Tra le forme di stress che possono derivare dal lavoro, una peculiare tipologia è quella che può essere riscontrata nella cosiddetta “sindrome del burnout” che rappresenta una vera e propria forma di esaurimento o logorio derivante dalla natura di alcune mansioni professionali.
Più precisamente si tratta di una esperienza soggettiva di cattivo rapporto con il lavoro, che viene vissuta generalmente in una fase successiva ad uno stato di tradizionale stress lavorativo e con una forma grave che ha delle sue caratteristiche specifiche e delle conseguenze negative in termini di salute, di produttività e di soddisfazione lavorativa.
La traduzione italiana della parola “burnout”, che comunemente avviene con il termine “bruciato” (o anche “scoppiato” o “andato in cortocircuito”), permette di descrivere parte delle sensazioni vissute da chi sperimenta lo stato di questa sintomatologia.
Uno sguardo quotidiano sul disagio
La “sindrome del burnout” è una tipologia specifica di disagio psicofisico connesso al lavoro che interessa, in varia misura, diversi operatori e professionisti che sono impegnati quotidianamente e ripetutamente in attività che implicano le relazioni interpersonali.
Come sottolineano i risultati di alcune osservazioni sull’incidenza del fenomeno su mestieri differenti, il burnout colpisce in misura prevalente coloro che svolgono le cosiddette professioni d’aiuto o “helping professions” ma anche coloro che pur, avendo obiettivi lavorativi diversi dall’assistenza, entrano continuamente in contatto con persone che vivono stati di disagio o sofferenza.
Di conseguenza questo problema è stato riscontrato in modo predominante in coloro che operano in ambiti sociali e sanitari come medici, psicologi, assistenti sociali, counselors, esperti di orientamento al lavoro, fisioterapeuti, operatori dell’assistenza sociale e sanitaria, infermieri, missionari e operatori del volontariato.
Le tre facce del burnout
Il disagio da burnout comprende tre vissuti che rappresentano le dimensioni fondamentali del problema da tenere in considerazione nelle valutazioni del problema.
La prima caratteristica è quella dell’esaurimento emotivo che è vissuto come un inaridimento interiore e come la sensazione di non avere più qualcosa da dare ai propri utenti.
La seconda dimensione tipica del problema è chiamata depersonalizzazione e corrisponde con una tendenza a reagire in modo freddo o persino cinico-aggressivo nei confronti delle persone che sono destinatarie della propria attività lavorativa, una risposta che spesso aumenta paradossalmente di fronte al tentativo di far sentire il proprio malessere da parte dell’utente.
La terza particolarità del burnout è la presenza di una ridotta realizzazione lavorativa che determina una sfiducia nelle proprie capacità e competenze ma anche una diminuzione delle ambizioni di successo che spesso trasforma il lavoro in una attività condotta esclusivamente per mantenere la propria remunerazione.

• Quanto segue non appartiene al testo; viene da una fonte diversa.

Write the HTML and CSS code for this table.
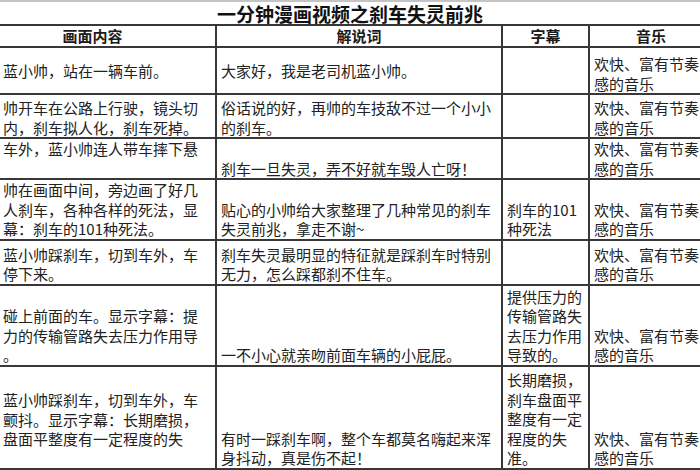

Come per altre problematiche lavorative è particolarmente importante la conoscenza del problema da parte dei lavoratori e dei datori di lavoro, nonché la possibilità di monitorare i livelli di questa tipologia di stress, sia con opportuni strumenti somministrati periodicamente dai professionisti esperti in questo tipo di valutazioni, che attraverso la costante osservazione delle ricadute del problema sul benessere emozionale, sulle capacità di mantenere l’attenzione nelle proprie mansioni, sulla serenità nel rapporto con l’utenza e sulla qualità del servizio offerto.